The Southern Humboldt Unified School District (SHUSD) may ask local voters to support another ballot measure allowing access to roughly $10 million in bond funds remaining from the $25.2 million originally authorized under Measure L. The district has nearly reached the state of California's limit of $60 in school bond related property taxes for each $100,000 in assessed real estate value, so they may ask voters to approve a new local maximum of $102.50 per $100,000 in assessed real estate value.
No additional funding would be generated, but SHUSD board president Thomas Mulder argued that it would allow the district to retire the bond sooner and at a lower overall cost to local taxpayers. It would also provide a lump sum of money to complete the district's ongoing construction projects before interest and labor costs increase.
According to SHUSD superintendent Catherine Scott, recent polling suggests that there may be enough public support for such a measure to pass in 2014. Isom Advisors, a Bay Area consulting firm that specializes in school financing, surveyed 340 people with 65% of them saying they would currently support another ballot measure. Passage would require only 55% voter approval.
If the district pursues this option, it will appear on a local ballot in June or November of 2014. The board of trustees will revisit the issue next month at two meetings scheduled for Thursday, Jan.
The board also heard a staff report regarding the district's financial and budgetary status. Based on current projections, the SHUSD expects that it will be able to meet its financial obligations for the next three fiscal years. The controversial new Local Control Funding Formula (LCFF) is expected to result in an $83,000 increase in funding for Southern Humboldt.
During the remainder of this fiscal year the district will receive more than $925,000 for transportation from the state. They will no longer have to contribute nearly $200,000 to the general fund in order to maintain the school busing system, as has been necessary in recent years.
"We're pretty confident that we can run transportation for that amount of money," said SHUSD business office manager Bambi Henderson.
Despite the rare good news, the district remains cash-strapped and understaffed.
"Although Prop 30 was approved by voters, we must recognize that there is no new funding for schools, the tax increases are temporary, and we are still funded significantly below the 2007/08 levels." Henderson wrote in a staff report.
The board also adopted a revised code of conduct for student athletes, reducing penalties for first-time offenses involving drugs or alcohol. The minimum suspension from athletic activities for first offenses was cut from one year to six weeks, or the remainder of one sports season, whichever is longer.
Athletic suspensions lasting a full year will still be imposed for second offenses.

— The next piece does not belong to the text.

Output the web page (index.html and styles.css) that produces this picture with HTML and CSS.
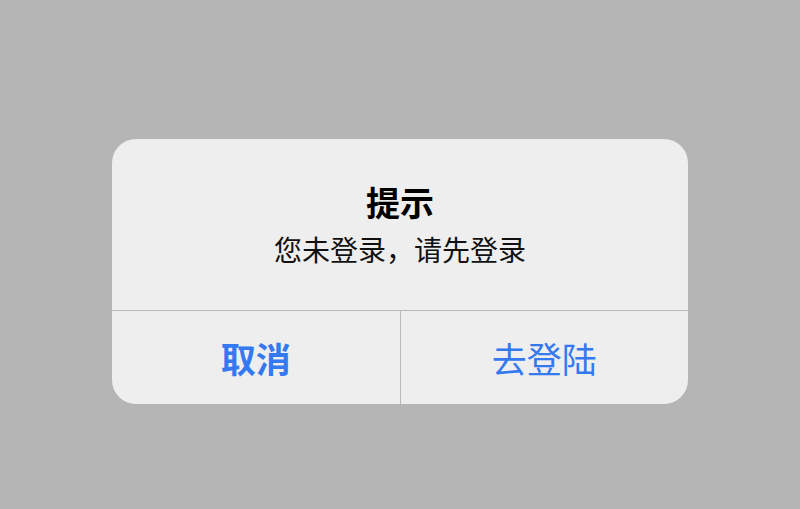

"A lot of guys are here to play sports. To keep a kid involved might keep him in school," said coach Andy Olsen from South Fork High School. Olsen added that longer athletic suspensions can potentially adversely affect other student athletes, particularly at such a small school where losing multiple teammates could mean having too few players to compete.
The change was also recommended by South Fork High School principal Lisa Grey, who said that the old rules were stricter than those in other districts around Humboldt and Del Norte counties. After the new code of conduct was passed by a vote of the trustees, superintendent Scott also made supportive remarks.
"I like that we're in alignment with the teams we're competing against," superintendent Scott said.